Stu: thanks for the thoughtful response.

You said: "Sure, it is easy to imply that theory is useless in practice and downplay academia. But, I would think the more appropriate response would be to understand what the academics have come up with, and THEN explain why their theory is incomplete or wrong, rather than doing so out of confusion." I think this is a pretty good summary of what I'm attempting to do with this series of blogs, except that I'm trying to communicate to other people in industry who are trying to solve the problems within their enterprises.

Regarding REST vs SOAP outside the firewall, I pretty much agree. I've said several times that REST seems to solve problems well where communities converge to create rich standards and tooling around those standards. Atom is a perfect example.

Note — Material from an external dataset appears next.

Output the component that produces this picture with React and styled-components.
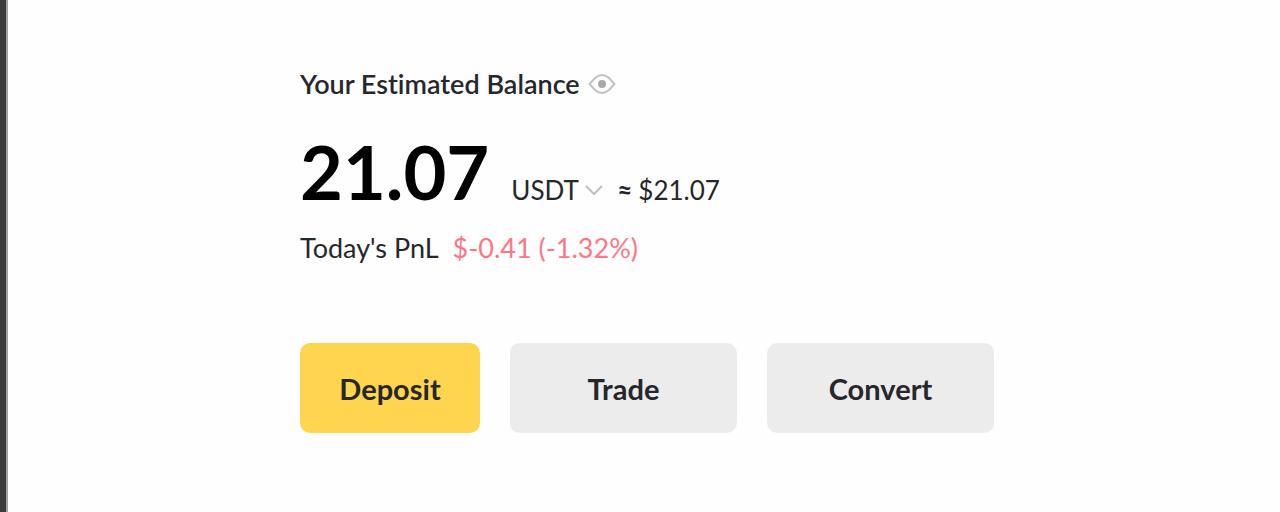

Finally, I *DO* understand the "architectural style" terminology. I just don't find it that useful and think I summed up why best with my question: "Isn't the real problem here that we named the abstraction without having a few concrete architectures to justify it?". The difference between the GoF patterns and REST is that the "factory" or "decorator" patterns describe things whose existence is plentiful. These abstractions name the common elements of concrete instances that occur often. The problem with creating the abstractions first is that they may not describe the reality practitioners need described.

Regarding LDAP - LDAP could be used for a lot more besides its mainstay of security data organization, but isn't for exactly the reason of not having good metadata. RDBMS are often used in places where hierarchical read-mostly data should make LDAP a good technical choice. This is because DDL and data dictionaries make databases much easier to work with. In other words because of data format contracts.

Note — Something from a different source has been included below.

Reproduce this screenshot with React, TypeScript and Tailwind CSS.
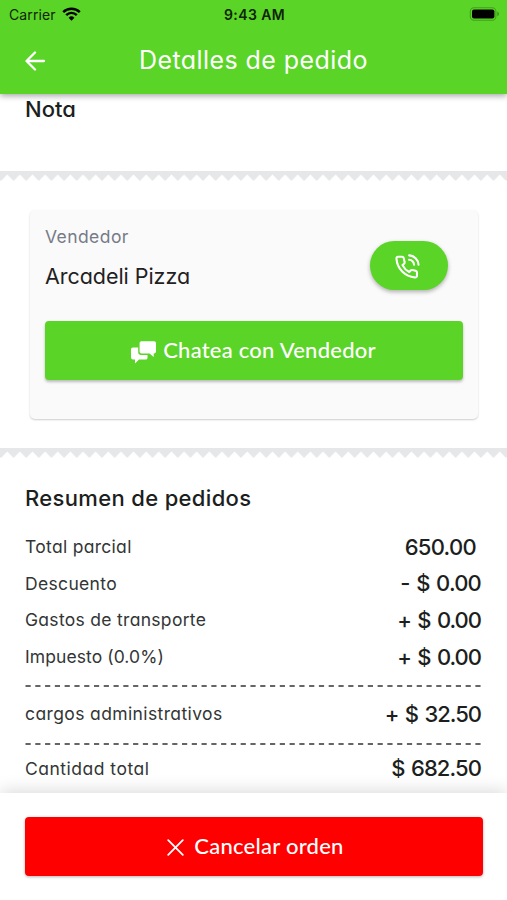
import type { ReactNode } from "react";

function Zigzag({ id }: { id: string }) {
  return (
    <svg className="block h-[10px] w-full shrink-0" aria-hidden="true">
      <defs>
        <pattern id={id} x="0.98" y="0" width="12.63" height="10" patternUnits="userSpaceOnUse">
          <path d="M0 0H12.63V10L6.31 3.6L0 10Z" fill="#e5e7e9" />
        </pattern>
      </defs>
      <rect width="100%" height="10" fill={`url(#${id})`} />
    </svg>
  );
}

function Row({ label, tracking, children }: { label: string; tracking: string; children: ReactNode }) {
  return (
    <div className="flex h-[36.6px] items-center justify-between">
      <span className={`text-[17.5px] text-[#333536] ${tracking}`}>{label}</span>
      <span className="pr-px text-[22px] font-medium text-[#1c1e20] [word-spacing:1.5px]">{children}</span>
    </div>
  );
}

function Dashes() {
  return (
    <svg className="block h-[2px] w-full" aria-hidden="true">
      <line x1="0.5" y1="1" x2="456" y2="1" stroke="#333" strokeWidth="1.4" strokeDasharray="5.2 4.58" />
    </svg>
  );
}

export default function App() {
  return (
    <div className="flex h-[900px] w-full flex-col overflow-hidden bg-white font-['Inter','Liberation_Sans',sans-serif] [font-feature-settings:'cv11']">
      <header className="relative z-10 h-[94px] shrink-0 bg-[#5bd428] shadow-[0_2px_6px_rgba(0,0,0,0.35)]">
        <div className="grid h-[28px] grid-cols-3 items-center pl-[9px] pr-[7px] text-[14px] text-[#102406] [font-feature-settings:normal]">
          <div className="flex items-center gap-[6px]">
            <span className="tracking-[0.1px]">Carrier</span>
            <svg width="19" height="14" viewBox="0 0 19 14" fill="none" stroke="#000" strokeWidth="2.4">
              <path d="M1.2 5.1a11.8 11.8 0 0 1 16.6 0" />
              <path d="M4.2 8.1a7.5 7.5 0 0 1 10.6 0" />
              <path d="M9.5 13.7L6.6 10.7a4.1 4.1 0 0 1 5.8 0z" fill="#000" stroke="none" />
            </svg>
          </div>
          <span className="text-center font-semibold tracking-[0.4px]">9:43 AM</span>
          <svg className="ml-auto" width="31" height="14" viewBox="0 0 31 14">
            <rect x="1.3" y="0.8" width="25.6" height="12.4" rx="3.8" fill="none" stroke="#3fa01b" strokeWidth="1.1" />
            <rect x="3" y="2.5" width="22.4" height="9" rx="2" fill="#000" />
            <path d="M28.4 4.8c1.9.6 1.9 3.8 0 4.4z" fill="#3a8a19" />
          </svg>
        </div>
        <div className="flex h-[66px] items-center pl-[25px]">
          <svg width="21" height="20" viewBox="0 0 21 20" fill="none" stroke="#fff" strokeWidth="2.3" strokeLinecap="round" strokeLinejoin="round">
            <path d="M10 1.500L1.500 10L10 18.500M1.800 10H19" />
          </svg>
          <h1 className="ml-[93px] whitespace-nowrap text-[25px] tracking-[0.42px] text-white">Detalles de pedido</h1>
        </div>
      </header>

      <section className="h-[77px] shrink-0 pl-[25px]">
        <h2 className="text-[22px] font-medium leading-[30px] tracking-[0.05px] text-[#1c1e20]">Nota</h2>
      </section>
      <Zigzag id="torn-top" />

      <section className="h-[267px] shrink-0 pl-[30px] pt-[29px]">
        <div className="h-[209px] w-[448px] rounded-[5px] bg-[#fafafa] px-[15px] shadow-[0_1px_2px_rgba(0,0,0,0.2)]">
          <div className="flex h-[111px] justify-between">
            <div className="pt-[15px]">
              <p className="text-[17.5px] leading-[24px] tracking-[0.42px] text-[#767b87]">Vendedor</p>
              <p className="mt-[13px] text-[21.5px] leading-[28px] tracking-[-0.05px] text-[#1f2122]">Arcadeli Pizza</p>
            </div>
            <button className="mr-[15px] mt-[31px] flex h-[49px] w-[78px] items-center justify-center rounded-full bg-[#5bd428] pr-[4px] pt-[2px] shadow-[0_2px_4px_rgba(0,0,0,0.3)]" aria-label="Llamar">
              <svg width="25" height="25" viewBox="0 0 24 24" fill="none" stroke="#fff" strokeWidth="2" strokeLinecap="round" strokeLinejoin="round">
                <path d="M13.500 1.300A9.500 9.500 0 0 1 22.600 10.300M13.500 5.500A5.200 5.200 0 0 1 18.300 10.300" />
                <path d="M8.300 3.600c-.2-.7-.8-1-1.500-1H3c-1 0-1.700.8-1.600 1.800C2.100 14.200 9.500 21.600 19.200 22.500c1 .1 1.900-.6 1.900-1.600v-3.200c0-.8-.5-1.400-1.300-1.600l-3.200-.7c-.6-.1-1.200.1-1.600.5l-1.300 1.400c-3-1.500-5-3.600-6.500-6.600l1.500-1.300c.5-.4.700-1 .5-1.600z" />
              </svg>
            </button>
          </div>
          <button className="flex h-[59px] w-[418px] items-center justify-center rounded-[4px] bg-[#5bd428] pr-px font-['Lato','Liberation_Sans',sans-serif] text-[22px] font-medium tracking-[0.24px] text-white shadow-[0_2px_3px_rgba(0,0,0,0.26)]">
            <svg className="mr-[7px] mt-[3px]" width="25" height="23" viewBox="0 0 25 23" fill="#fff">
              <path d="M10.500.3h12.600c1.100 0 1.900.8 1.900 1.900v8.300c0 1.100-.8 1.900-1.900 1.900h-.4v3.500l-4.200-3.500h-8c-1.100 0-1.900-.8-1.900-1.900V2.200C8.600 1.100 9.400.3 10.500.3z" />
              <path d="M1.900 6.500h5.300v4.700c0 1.700 1.300 2.800 2.800 2.800h6.500v2.700c0 1.100-.7 1.800-1.800 1.800H8L4 22.500v-4H1.900C.8 18.500 0 17.700 0 16.600V8.400c0-1.100.8-1.900 1.900-1.900z" />
            </svg>
            <span className="-translate-y-px">Chatea con Vendedor</span>
          </button>
        </div>
      </section>
      <Zigzag id="torn-bottom" />

      <section className="flex-1 px-[25px] pt-[25px]">
        <h2 className="mb-[15px] text-[22px] font-medium leading-[31px] tracking-[0.34px] text-[#1c1e20]">Resumen de pedidos</h2>
        <Row label="Total parcial" tracking="tracking-[0.3px]"><span className="mr-[5px] tracking-[-0.7px]">650.00</span></Row>
        <Row label="Descuento" tracking="tracking-[0.33px]"><span className="tracking-[-0.8px]">- $ 0.00</span></Row>
        <Row label="Gastos de transporte" tracking="tracking-[0.3px]"><span className="tracking-[-1px]">+ $ 0.00</span></Row>
        <Row label="Impuesto (0.0%)" tracking="tracking-[0.08px]"><span className="tracking-[-1px]">+ $ 0.00</span></Row>
        <div className="pt-[9.600px]"><Dashes /></div>
        <div className="pb-[10px] pt-[9px]"><Row label="cargos administrativos" tracking="tracking-[0.38px]"><span className="tracking-[-1px]">+ $ 32.50</span></Row></div>
        <Dashes />
        <div className="pt-[6px]"><Row label="Cantidad total" tracking="tracking-[0.5px]"><span className="tracking-[-0.9px]">$ 682.50</span></Row></div>
      </section>

      <footer className="relative z-10 h-[107px] shrink-0 bg-white px-[25px] pt-[24px] shadow-[0_-2px_16px_rgba(0,0,0,0.15)]">
        <button className="flex h-[59px] w-[458px] items-center justify-center rounded-[4px] bg-[#ff0000] pl-[3px] font-['Lato','Liberation_Sans',sans-serif] text-[22px] font-medium tracking-[0.25px] text-white shadow-[0_1px_3px_rgba(0,0,0,0.3)]">
          <svg className="mr-[10px] mt-px" width="17" height="17" viewBox="0 0 17 17" fill="none" stroke="#fff" strokeWidth="1.8" strokeLinecap="round">
            <path d="M1.200 1.200L15.800 15.800M15.800 1.200L1.200 15.800" />
          </svg>
          <span className="-translate-y-px">Cancelar orden</span>
        </button>
      </footer>
    </div>
  );
}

Finally, regarding SOAP in the enterprise: WS-I has improved interoperability greatly. The days of needing a uniform stack are behind us. Maybe that was true 6 years ago, but it's certainly not true now.

Contracts are not just about code generation. They are a technical artifact of design that support gap analysis, change detection and communication, and, as you note, testing and QA. Without contracts, you lack all of this. I can't really mock out an interface unless it declares what its contract is.

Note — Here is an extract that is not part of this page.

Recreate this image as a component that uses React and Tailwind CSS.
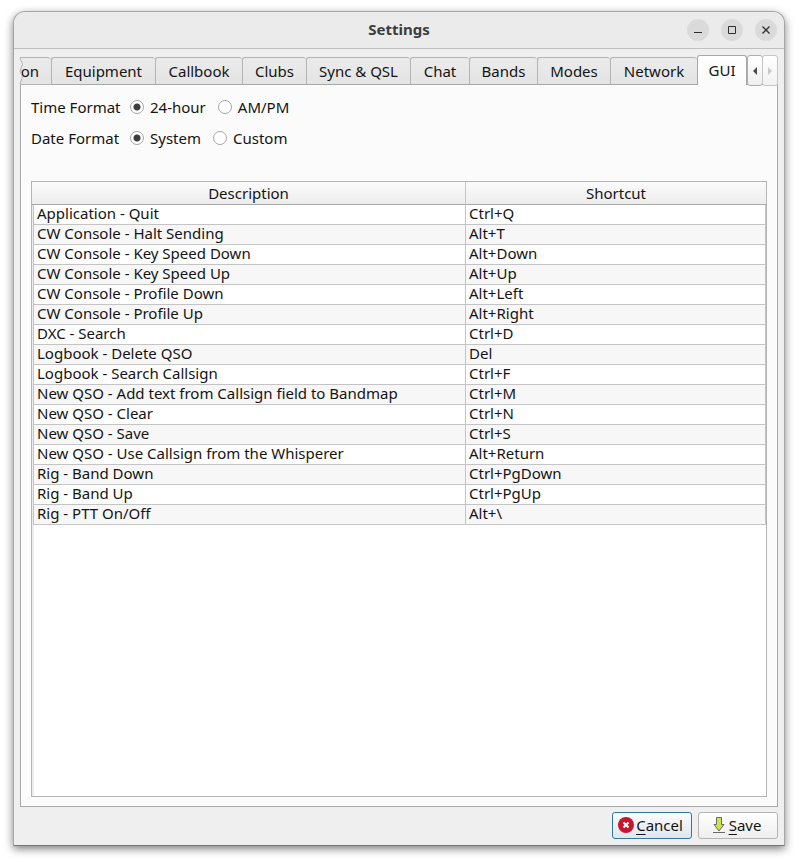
import React, { useState } from "react";

const tabs = [
  { name: "Equipment", width: "w-[104px]" },
  { name: "Callbook", width: "w-[87px]" },
  { name: "Clubs", width: "w-[64px]" },
  { name: "Sync & QSL", width: "w-[104px]" },
  { name: "Chat", width: "w-[59px]" },
  { name: "Bands", width: "w-[68px]" },
  { name: "Modes", width: "w-[73px]" },
  { name: "Network", width: "w-[87px]" },
  { name: "GUI", width: "w-[50px]" },
];

const shortcuts = [
  ["Application - Quit", "Ctrl+Q"],
  ["CW Console - Halt Sending", "Alt+T"],
  ["CW Console - Key Speed Down", "Alt+Down"],
  ["CW Console - Key Speed Up", "Alt+Up"],
  ["CW Console - Profile Down", "Alt+Left"],
  ["CW Console - Profile Up", "Alt+Right"],
  ["DXC - Search", "Ctrl+D"],
  ["Logbook - Delete QSO", "Del"],
  ["Logbook - Search Callsign", "Ctrl+F"],
  ["New QSO - Add text from Callsign field to Bandmap", "Ctrl+M"],
  ["New QSO - Clear", "Ctrl+N"],
  ["New QSO - Save", "Ctrl+S"],
  ["New QSO - Use Callsign from the Whisperer", "Alt+Return"],
  ["Rig - Band Down", "Ctrl+PgDown"],
  ["Rig - Band Up", "Ctrl+PgUp"],
  ["Rig - PTT On/Off", "Alt+\\"],
];

const WindowButton = ({ label, children }) => (
  <button
    aria-label={label}
    className="flex size-[22px] items-center justify-center rounded-full bg-[#dadada] hover:bg-[#cfcfcf]"
  >
    <svg width="10" height="10" viewBox="0 0 10 10" fill="none" stroke="#2e2e2e">
      {children}
    </svg>
  </button>
);

const TitleBar = () => (
  <header className="grid h-[37px] shrink-0 grid-cols-[1fr_auto_1fr] items-center rounded-t-xl border-b border-[#bfbfbf] bg-[#ebebeb] px-[7px]">
    <span />
    <h1 className="pb-[2px] text-[15px] font-bold text-[#3d3d3d]">Settings</h1>
    <div className="flex justify-end gap-3">
      <WindowButton label="Minimize">
        <path d="M1 7.5h8" />
      </WindowButton>
      <WindowButton label="Maximize">
        <path d="M1.5 1.5h7v7h-7z" />
      </WindowButton>
      <WindowButton label="Close">
        <path d="M1.5 1.5l7 7M8.5 1.5l-7 7" strokeWidth="1.3" />
      </WindowButton>
    </div>
  </header>
);

const RadioGroup = ({ title, name, options }) => {
  const [value, setValue] = useState(options[0]);

  return (
    <div role="radiogroup" aria-label={title} className="flex h-[21px] items-center">
      <span className="w-[99px]">{title}</span>
      <div className="flex gap-3">
        {options.map((option) => (
          <label key={option} className="flex items-center gap-[6px]">
            <input
              type="radio"
              name={name}
              checked={value === option}
              onChange={() => setValue(option)}
              className="size-[14px] appearance-none rounded-full border border-[#a6a6a6] bg-white checked:bg-[radial-gradient(circle,#3c3c3c_0,#3c3c3c_3px,white_4px)]"
            />
            {option}
          </label>
        ))}
      </div>
    </div>
  );
};

const TabBar = ({ active, onSelect }) => (
  <div className="z-10 flex h-[30px] items-end">
    <div role="tablist" className="flex min-w-0 flex-1 items-end">
      <button
        role="tab"
        aria-selected={false}
        className="relative h-[28px] w-[31px] rounded-tr-sm border-t border-b border-[#b4b4b4] bg-gradient-to-b from-[#ebebeb] to-[#e4e4e4] pr-3 pb-px text-right"
      >
        on
        <svg
          className="absolute top-0 -left-px"
          width="5"
          height="26"
          viewBox="0 0 5 26"
          fill="#efefef"
          stroke="#b4b4b4"
        >
          <path d="M1 0L3.500 6L1 13L3.500 19L1 26" />
        </svg>
      </button>
      {tabs.map(({ name, width }) => (
        <button
          key={name}
          role="tab"
          aria-selected={active === name}
          onClick={() => onSelect(name)}
          className={`${width} shrink-0 rounded-t-[3px] border-l border-t whitespace-nowrap ${
            active === name
              ? "h-[30px] border-r border-[#a8a8a8] bg-gradient-to-b from-white to-[#fbfbfb] pb-[2px]"
              : "h-[28px] border-b border-[#b4b4b4] border-b-[#a8a8a8] bg-gradient-to-b from-[#ebebeb] to-[#e4e4e4] pb-px"
          }`}
        >
          {name}
        </button>
      ))}
    </div>
    <div className="-mb-px flex h-[31px]">
      <button
        aria-label="Scroll tabs left"
        className="flex w-4 items-center justify-center rounded-[3px] border border-[#adadad] bg-gradient-to-b from-white to-[#efefef]"
      >
        <svg width="4" height="8" viewBox="0 0 4 8" fill="#4a4a4a">
          <path d="M4 0v8L0 4z" />
        </svg>
      </button>
      <button
        aria-label="Scroll tabs right"
        disabled
        className="-ml-px flex w-4 items-center justify-center rounded-[3px] border border-[#c6c6c6] bg-gradient-to-b from-white to-[#f1f1f1]"
      >
        <svg width="4" height="8" viewBox="0 0 4 8" fill="#c8c8c8">
          <path d="M0 0v8l4-4z" />
        </svg>
      </button>
    </div>
  </div>
);

const ShortcutTable = () => (
  <div className="mt-[33px] flex-1 border border-[#b4b4b4] bg-white bg-[linear-gradient(to_right,#ececec_2px,transparent_2px)]">
    <table className="w-full table-fixed border-separate border-spacing-0">
      <thead>
        <tr className="h-[23px] bg-gradient-to-b from-[#fbfbfb] to-[#ececec]">
          <th className="border-b border-r border-b-[#a8a8a8] border-r-[#c4c4c4] p-0 font-normal">
            Description
          </th>
          <th className="w-[300px] border-b border-[#a8a8a8] p-0 font-normal">Shortcut</th>
        </tr>
      </thead>
      <tbody className="leading-[17px]">
        {shortcuts.map(([description, keys]) => (
          <tr key={description} className="group">
            <td className="py-0 pr-0 pl-px">
              <div className="border-x border-b border-[#c4c4c4] bg-white pb-[2px] pl-[3px] whitespace-nowrap group-even:bg-[#f7f7f7]">
                {description}
              </div>
            </td>
            <td className="border-r border-b border-[#c4c4c4] bg-white pt-0 pr-0 pb-[2px] pl-[3px] group-even:bg-[#f7f7f7]">
              {keys}
            </td>
          </tr>
        ))}
      </tbody>
    </table>
  </div>
);

const CancelIcon = () => (
  <svg width="16" height="16" viewBox="0 0 16 16">
    <circle cx="8" cy="8" r="8" fill="#c7162b" />
    <path d="M5.500 5.500l5 5M10.500 5.500l-5 5" stroke="white" strokeWidth="2" />
  </svg>
);

const SaveIcon = () => (
  <svg width="12" height="16" viewBox="0 0 12 16" stroke="#6a6a6a">
    <path d="M3.500 .5h5v7h2.500L6 14L1 7.500h2.500z" fill="#cde34f" />
    <path d="M0 15.500h12" />
  </svg>
);

const App = () => {
  const [active, setActive] = useState("GUI");

  return (
    <div className="flex h-screen flex-col bg-white px-[13px] pt-[11px] pb-4 font-['Noto_Sans','Open_Sans',sans-serif] text-[15px] leading-5 text-[#141414]">
      <div className="flex flex-1 flex-col rounded-t-xl border border-[#a5a5a5] border-b-[#767676] bg-[#efefef] shadow-[0_3px_9px_rgba(0,0,0,0.5)]">
        <TitleBar />
        <main className="flex flex-1 flex-col px-[6px] pt-[6px] pb-[6px]">
          <TabBar active={active} onSelect={setActive} />
          <section
            role="tabpanel"
            aria-label={active}
            className="-mt-px flex flex-1 flex-col border border-[#a8a8a8] bg-[#fbfbfb] px-[10px] pt-[11px] pb-[9px]"
          >
            <div className="flex flex-col gap-[10px]">
              <RadioGroup title="Time Format" name="time" options={["24-hour", "AM/PM"]} />
              <RadioGroup title="Date Format" name="date" options={["System", "Custom"]} />
            </div>
            <ShortcutTable />
          </section>
          <footer className="mt-[5px] flex justify-end gap-[6px]">
            <button className="flex h-[27px] w-20 items-center justify-center gap-[2px] rounded-[3px] border border-[#2f78a8] bg-gradient-to-b from-[#fbfcfd] to-[#dfe6ec] pr-[3px] pb-[2px]">
              <CancelIcon />
              <span>
                <span className="underline underline-offset-3">C</span>ancel
              </span>
            </button>
            <button className="flex h-[27px] w-20 items-center justify-center gap-1 rounded-[3px] border border-[#b4b4b4] bg-gradient-to-b from-white to-[#eeeeee] pr-[2px] pb-[2px]">
              <SaveIcon />
              <span>
                <span className="underline underline-offset-3">S</span>ave
              </span>
            </button>
          </footer>
        </main>
      </div>
    </div>
  );
};

export default App;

Comment: Stu at Thu, 10 Apr 11:02 AM

Hi,

I'd like to continue this more , and I'll keep coming back from time to time, time permitting.

For now...

The difference between the GoF patterns and REST is that the "factory" or "decorator" patterns describe things whose existence is plentiful.


I've never once seen a "factory" or "decorator" that fits *exactly* what GoF's examples said, but it fit them "more or less".

Similarly with the Web -- it fits REST *more or less*. And, the web's existence is plentiful.

This is the need for architectural styles -- we can't have a reasonable conversation about the pros & cons of the Web's architecture vs. a general purpose Client/Server or Event-Based architecture like Web Services without devolving into nit-picking over specifics, or a debate about the utility of these abstractions. It's meta-arguing.

WS-I has improved interoperability greatly. The days of needing a uniform stack are behind us. Maybe that was true 6 years ago, but it's certainly not true now.


Really? How is WS-I Attachments Profile treating you?

I worked at a major WS-I vendor for almost 4 years, and:

a) the vast majority of customers do not run in WS-I mode, as it often disables features that they want from the leading edge,

b) integration with anything beyond plain SOAP 1.1 is often a low-level, socket sniffing affair, especially when dealing with XML DSig and Encryption, WS-Security (particularly with digests), SAML, or SPNEGO/Kerberos. Many places revert to HTTP/S for this reason.

c) Not everyone supports all XSD constructs, so if you take a "contract first" approach to XSD, you need to be very careful to understand the data binding toolkits being used, restricting, in practice, the use of XML into an "in-order, non-extensible markup languge".

For example, substitution groups are poorly supported everywhere. The XSD Unique Particle Attribution rule makes planned extensibility almost Kafkaesque.

WS-I was considering profiling XSD for this reason. Egads! Wouldn't you think a data system is the foundation on which all rests, and we can't even *use* half the features of it? I realize the new XSD 2 work will fix some of this.

c) when you get that far, great, but it's just as coupled as CORBA was -- what was the benefit again?

So, my point of why architectural styles are necessary, and needed, is that there's something that very clearly is used often in practice -- The Web -- and many enterprise architects can't see the utility of its style, or recognize it as something worthy of imitation.

It's not the only style, by any means, and won't be -- but it has many of the properties that people claim they want when they ask for "agility".

Comment: bwtaylor at Sat, 12 Apr 3:48 PM

Hi Stu... I welcome ongoing conversations.

Regarding WS-I Attachments, I should be more specific: I'm talking about the WS-I Basic Profile. I don't think highly of file attachments of any kind. Interchange formats for data should be XML, not some opaque binary blob. If you need binaries, use a content management system.

To your points:
a) That many people don't currently use WS-I compliant web services means 1) it's relatively new 2) platform independence doesn't matter as much as people claim. When interoperability matters to you, you can use get it via WS-I.

b) I'm not defending the sprawl of WS-*. SOAP over HTTPS is just fine for most things. As time goes on a few standards out of WS-* will win and most will die. That's the sign of a HEALTHY technological community.

c) XML Schema is sometimes too heavy of a solution for some problems. But these scenarios are overstated, and this is a problem with XML, not with SOAP. Limitations with XSD affect RESTful web services that use it too. If XSD is a problem, the solution is to use well supported features.

I certainly agree architectural patterns serve a purpose, but I don't agree that we should start defining particular patterns until there are lots of implementations that exhibit it in fundamentally different ways. Patterns should FOLLOW practice.